Boom. I hit a rock so hard and stopped at that instant. The impact caused the girl to slip out of my hand and be swept away from me. The falls were only 50-75 yards away from where I hit. I clung to the rock in total shock. Absolutely stunned. All I could hear was the water and the precious breaths I had left…and all I could think about was the life that just slipped away out of my hands. I failed.


My location was close to the shore but the water was too strong for me to get back there myself. My poor mother, which always says memories are the best gift—I don’t think she had this in mind …perhaps she should have specified what kind of memories. I say this all in good heart because of the ending of this story. My mom was the one who threw the life saver to me. Everyone stood around…just watching…and in her terror of running along the shore with me was able to have the strength to rip a rope and throw me the lifesaver. Once I got back on the shore, I found my legs and ran up to where the falls were because I know the water slows after them. I didn’t know if someone saw and would be able to pull her out after the falls. As I made my way to the top I found a gentleman walking the girl up the hill just 50 feet from the falls. She was alive and well!!

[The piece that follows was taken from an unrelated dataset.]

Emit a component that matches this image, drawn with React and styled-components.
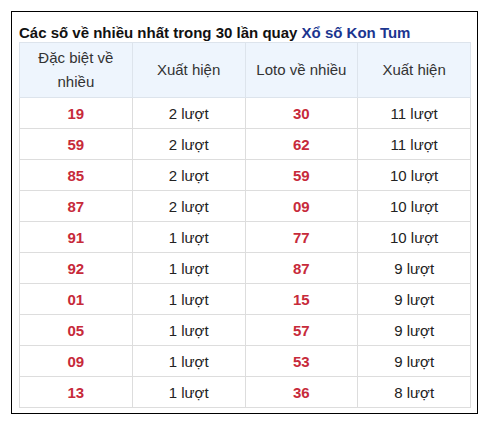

I wept. I wept for the shock I had. I wept for the terror I experienced. I wept for God’s grace. I wept for His answer. I wept as I saw a father reunited with his daughter. I remembered my mom at that point and instantly knew the shock and terror she must be feeling and I ran back down to her and held her so close. A group of young EMTs happened to be there and was way upstream from where it all happened and they asked if we were ok and checked on us. I couldn’t quite process everything that happened and needed to sit and gather myself. I had gratitude and sorrow in my heart. Feeling a human life slip out of my hand was something I never wanted to feel again.


A man and his wife walked down and were looking for me. He asked me if I was ok and I looked up only to see the gentleman who pulled the girl out of the water. He told me him and his wife felt like they needed to come back and visit the falls one more time. They were already there earlier that day and came back because he felt like he needed to. They were on the overlook and saw everything happen. He saw me pull her out of the water and try to bring her closer to the rivers edge. He hopped over the falls look out fence and ran to the water to pull her out.


If you have ever been to Ohio Pyle, you know that there are giant boulders that split the waters into different currents…an inch makes all the difference. Had we been to the right of the rock we would have been ripped right into the middle of the river into the falls…instead we hit the left side current that follows the shoreline and wraps around the tiniest bit before the falls. Enough of a delay to be pulled out.


I know that was a lot of detail, but there are so many lessons in every thing that happened. This is going to sound petty, but it’s not. I didn’t mention my outfit change earlier, but I changed my outfit because a hat that I hadn’t worn in a long time fell on the floor and I thought…I want to wear this today. If you know me, you know I like to match. It caused me to change into a different pair of shoes. Not just any shoes…my water poof hiking shoes with big treads. I know I felt like I couldn’t ever get a grip on the floor, but I can’t help but think and KNOW that I was meant to wear those shoes. An inch makes a difference between the left and right current. The seconds that were saved by getting closer to shore made a difference to her life. My salad being delayed made a difference on WHEN I was there. The girl taking the second to save her phone was enough distraction to be swept away. What is your “phone” …what is your stronghold that is causing just enough distraction for you to be swept away? It’s always something little. It starts small…and before you know it. You are drowning.


God taught me that no matter how much you think you are drowning. He hears you. Read that again. No matter how much you are drowning. He hears you. Call upon him. Trust him. God gave us his rock. The Church that was built on Jesus Christ. God gave me a rock when I cried out. I struggled that I had let her slip out of my hand, but God reminded me. The Church. It takes all of us. It takes EVERYONE. It takes everyone. Specifically the church that is built on Jesus Christ. My faith is the single most important thing to me in my life. And sometimes I make decisions that don’t reflect that. But I pray every day for God to use me. To be a vessel. To be a light. The man that pulled the girl out of the water….a missionary. A believer in Jesus Christ. My mother, if you know her, you know she’s a worrier, but when something like this happens she is a warrior. Why because of the power of the Holy Spirit. She’s a believer. The power of the Holy Spirit helped her to be calm and rip the life saver off the post. The power of the Holy Spirit moved my feet. The power of the Holy Spirit moved that gentleman to go back one more time to the falls…and it moved him to jump the fence.

I am telling you, God is real. The grace Jesus gave us is real. And the Power of the Holy Spirit is real. It is right here. All you have to do is be a vessel to let it flow through. This was not of our own doing. We were moved by the Holy Spirit. The rock. I am reminded of Peter (Petros, the rock) when he takes his eyes off of Jesus and begins to sink…he cried out and reached for Jesus and he was there. I cried out to Jesus and He was there. He gave me an overwhelming peace that passed all understanding and clarity to help me fight. That’s the key. It still requires action on your part. It still requires fight from you, but you must shift your focus from your circumstances to the rock—Jesus Christ. Today is not promised.

I was moved by the Living Water in such a way that absolutely rocked my soul. I can do nothing but share what my Father has done for me. This is not about me. It wasn’t me.

John 4:14 but whoever drinks of the water that I will give him shall never thirst; but the water that I will give him will become in him a well of water springing up to eternal life.”